If there was one dark note for Hillary Clinton it was among a handful of voters I talked to who worried about the Clinton baggage. “I like Hillary, but I’m not sure I’m ready for Hillary,” said Rose Mary Prat, 66, who wore a shirt from Harkin’s 1972 campaign. “I didn’t like the resurrection of the Clinton White House the last time [she ran]. It gives the opposition more reasons to be negative or divisive. It won’t lead to common ground. Do we have to go back and revisit all of it? That’s a political reality. A fresh face, that’s what I’m looking for.”

A constant theme of the day had been moving forward in the 2014 elections, which sounded a little discordant against a potential candidacy that will contain so many figures from the political past. “It’s great to look back,” said Ruth Harkin, “but don’t stare.” But then, it was a day for inconsistencies. The steaks are grilled, not fried, at the Steak Fry.
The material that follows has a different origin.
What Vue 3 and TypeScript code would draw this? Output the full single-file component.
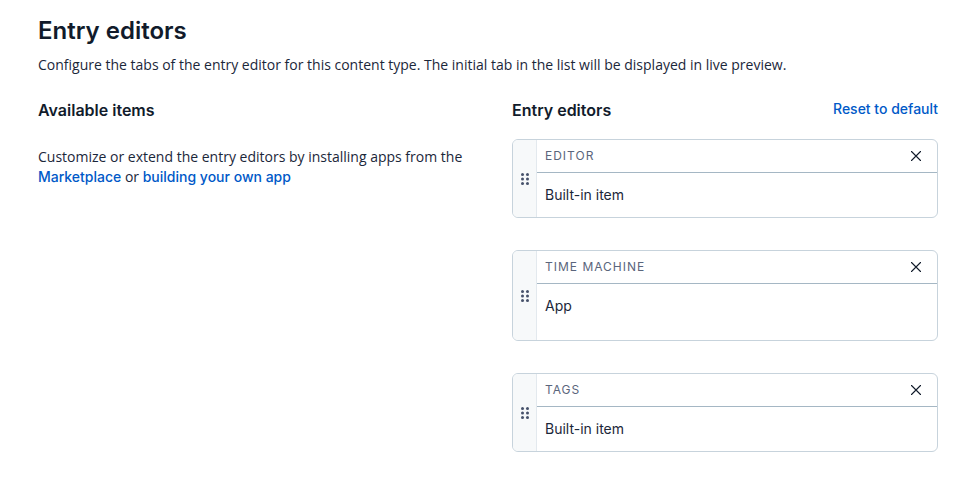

Another woman, who declined to give her name because she worried she was being too candid and interesting, said her biggest worry was that “they’ll beat her up in the campaign and never elect her.” Hellen Hanifer took her thumb and pushed it downward like she was driving in a flathead thumb tack. “They’ll drive her down. The old boys network does not want to let a woman in power.”

The younger generation didn’t seem so concerned about this, though at times it was hard to tell if they weren’t just happy to be out in the field on a beautiful Sunday. A few of them fashioned one of the “Ready to Vote” signs into an airplane. (Those signs were the nod the “Ready for Hillary” folks made to the fact that the day was supposed to be about 2014 candidates.) They made several hearty attempts to get the plane to fly, but no matter how hard they pushed it or creased its wings, the plane nosedived. With a day so purposefully pregnant with meaning, it was hard not to see symbols everywhere. But there was nothing in Clinton’s perfectly successful return to Iowa to suggest this was an omen. Perhaps it was a re-enactment of Clinton’s last Iowa campaign, which the once and future candidate has now begun the process of expelling.